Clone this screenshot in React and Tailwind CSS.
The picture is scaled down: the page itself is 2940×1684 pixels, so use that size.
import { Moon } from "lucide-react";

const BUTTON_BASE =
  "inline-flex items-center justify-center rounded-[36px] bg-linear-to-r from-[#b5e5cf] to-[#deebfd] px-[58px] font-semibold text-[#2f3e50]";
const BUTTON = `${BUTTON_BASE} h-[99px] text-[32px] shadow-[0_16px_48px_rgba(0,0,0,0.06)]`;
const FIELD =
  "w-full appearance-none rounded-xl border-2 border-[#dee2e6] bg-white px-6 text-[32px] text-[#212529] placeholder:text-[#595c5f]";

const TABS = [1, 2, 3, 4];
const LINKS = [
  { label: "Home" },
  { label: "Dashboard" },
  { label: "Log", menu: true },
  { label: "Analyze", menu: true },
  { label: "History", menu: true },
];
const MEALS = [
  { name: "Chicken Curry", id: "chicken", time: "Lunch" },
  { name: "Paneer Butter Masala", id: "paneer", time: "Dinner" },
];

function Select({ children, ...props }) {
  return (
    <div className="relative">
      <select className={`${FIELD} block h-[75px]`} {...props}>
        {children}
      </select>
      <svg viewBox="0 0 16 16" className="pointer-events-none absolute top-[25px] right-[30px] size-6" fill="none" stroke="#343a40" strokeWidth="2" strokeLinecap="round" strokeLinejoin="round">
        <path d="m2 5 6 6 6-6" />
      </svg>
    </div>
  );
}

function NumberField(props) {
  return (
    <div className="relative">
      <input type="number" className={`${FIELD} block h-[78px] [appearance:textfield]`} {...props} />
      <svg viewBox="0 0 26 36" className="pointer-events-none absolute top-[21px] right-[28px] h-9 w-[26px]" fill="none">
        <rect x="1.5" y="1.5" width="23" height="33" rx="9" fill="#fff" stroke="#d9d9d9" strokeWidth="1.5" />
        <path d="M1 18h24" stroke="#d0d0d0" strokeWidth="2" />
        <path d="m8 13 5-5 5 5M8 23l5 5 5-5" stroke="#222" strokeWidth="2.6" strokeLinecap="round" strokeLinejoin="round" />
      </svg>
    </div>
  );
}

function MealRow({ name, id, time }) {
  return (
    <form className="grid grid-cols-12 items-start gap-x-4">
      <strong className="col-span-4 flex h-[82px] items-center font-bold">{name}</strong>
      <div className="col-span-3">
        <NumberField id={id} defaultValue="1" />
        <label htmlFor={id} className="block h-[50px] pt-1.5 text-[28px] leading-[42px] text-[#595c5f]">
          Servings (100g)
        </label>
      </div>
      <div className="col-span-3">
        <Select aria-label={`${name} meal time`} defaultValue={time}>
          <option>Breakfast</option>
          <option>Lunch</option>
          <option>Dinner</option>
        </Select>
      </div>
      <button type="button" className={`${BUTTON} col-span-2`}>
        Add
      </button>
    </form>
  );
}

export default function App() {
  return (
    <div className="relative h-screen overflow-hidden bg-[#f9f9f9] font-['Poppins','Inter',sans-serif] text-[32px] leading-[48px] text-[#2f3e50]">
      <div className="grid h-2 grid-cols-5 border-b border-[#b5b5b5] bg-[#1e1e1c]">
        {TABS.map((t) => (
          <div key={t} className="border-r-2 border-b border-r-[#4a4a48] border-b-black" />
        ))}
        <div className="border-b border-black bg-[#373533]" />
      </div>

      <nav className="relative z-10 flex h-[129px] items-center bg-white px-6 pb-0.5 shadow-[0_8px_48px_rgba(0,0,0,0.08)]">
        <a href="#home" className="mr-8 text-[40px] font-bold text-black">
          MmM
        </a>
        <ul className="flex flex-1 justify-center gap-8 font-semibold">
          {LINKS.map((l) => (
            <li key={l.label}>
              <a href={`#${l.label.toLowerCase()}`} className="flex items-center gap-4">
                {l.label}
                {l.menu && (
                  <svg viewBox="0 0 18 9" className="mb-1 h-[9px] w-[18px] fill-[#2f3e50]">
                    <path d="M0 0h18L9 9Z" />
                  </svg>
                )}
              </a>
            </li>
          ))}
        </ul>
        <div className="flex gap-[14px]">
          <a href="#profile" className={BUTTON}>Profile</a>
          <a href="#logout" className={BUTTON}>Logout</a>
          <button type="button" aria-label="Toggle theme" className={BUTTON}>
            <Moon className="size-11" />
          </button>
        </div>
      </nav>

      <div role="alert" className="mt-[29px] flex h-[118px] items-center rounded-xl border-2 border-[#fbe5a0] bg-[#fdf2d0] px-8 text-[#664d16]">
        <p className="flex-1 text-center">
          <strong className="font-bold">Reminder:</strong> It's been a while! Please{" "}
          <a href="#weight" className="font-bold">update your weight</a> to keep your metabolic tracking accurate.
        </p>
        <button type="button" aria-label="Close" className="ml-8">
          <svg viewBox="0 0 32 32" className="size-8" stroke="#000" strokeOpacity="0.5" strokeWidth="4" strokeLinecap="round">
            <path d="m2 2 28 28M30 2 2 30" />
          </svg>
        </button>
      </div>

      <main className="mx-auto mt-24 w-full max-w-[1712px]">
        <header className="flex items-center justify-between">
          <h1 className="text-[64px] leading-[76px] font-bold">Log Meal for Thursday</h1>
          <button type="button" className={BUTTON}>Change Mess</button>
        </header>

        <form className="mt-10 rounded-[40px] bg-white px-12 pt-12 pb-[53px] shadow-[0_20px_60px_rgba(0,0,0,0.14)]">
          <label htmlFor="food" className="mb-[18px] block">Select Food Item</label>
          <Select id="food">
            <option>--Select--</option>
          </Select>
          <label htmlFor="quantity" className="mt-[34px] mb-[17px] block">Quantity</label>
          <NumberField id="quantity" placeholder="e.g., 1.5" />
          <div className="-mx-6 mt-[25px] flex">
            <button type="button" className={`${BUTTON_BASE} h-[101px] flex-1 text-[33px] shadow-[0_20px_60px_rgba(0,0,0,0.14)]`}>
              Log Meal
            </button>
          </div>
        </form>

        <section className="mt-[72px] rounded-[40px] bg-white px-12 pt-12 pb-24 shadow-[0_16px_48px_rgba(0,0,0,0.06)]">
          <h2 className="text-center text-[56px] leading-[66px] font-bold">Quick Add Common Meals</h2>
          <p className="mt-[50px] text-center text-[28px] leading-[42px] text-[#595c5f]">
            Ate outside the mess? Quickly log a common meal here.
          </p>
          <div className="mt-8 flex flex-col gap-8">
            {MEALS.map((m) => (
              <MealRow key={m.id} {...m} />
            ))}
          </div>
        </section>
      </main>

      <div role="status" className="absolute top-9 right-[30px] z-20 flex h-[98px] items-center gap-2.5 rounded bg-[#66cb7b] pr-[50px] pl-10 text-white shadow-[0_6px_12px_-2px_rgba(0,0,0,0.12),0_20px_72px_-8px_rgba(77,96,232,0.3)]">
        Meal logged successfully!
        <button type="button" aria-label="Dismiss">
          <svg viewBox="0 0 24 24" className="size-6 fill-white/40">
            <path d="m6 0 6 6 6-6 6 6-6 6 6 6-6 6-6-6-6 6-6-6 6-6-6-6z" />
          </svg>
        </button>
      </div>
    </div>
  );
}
════════
### [Stated problem]
Take the lines from the line with "The picture is" through the line with "appearance-none rounded-xl border-2", both ends included, and give them again exactly, with nothing else.

### [The result]
The picture is scaled down: the page itself is 2940×1684 pixels, so use that size.
import { Moon } from "lucide-react";

const BUTTON_BASE =
  "inline-flex items-center justify-center rounded-[36px] bg-linear-to-r from-[#b5e5cf] to-[#deebfd] px-[58px] font-semibold text-[#2f3e50]";
const BUTTON = `${BUTTON_BASE} h-[99px] text-[32px] shadow-[0_16px_48px_rgba(0,0,0,0.06)]`;
const FIELD =
  "w-full appearance-none rounded-xl border-2 border-[#dee2e6] bg-white px-6 text-[32px] text-[#212529] placeholder:text-[#595c5f]";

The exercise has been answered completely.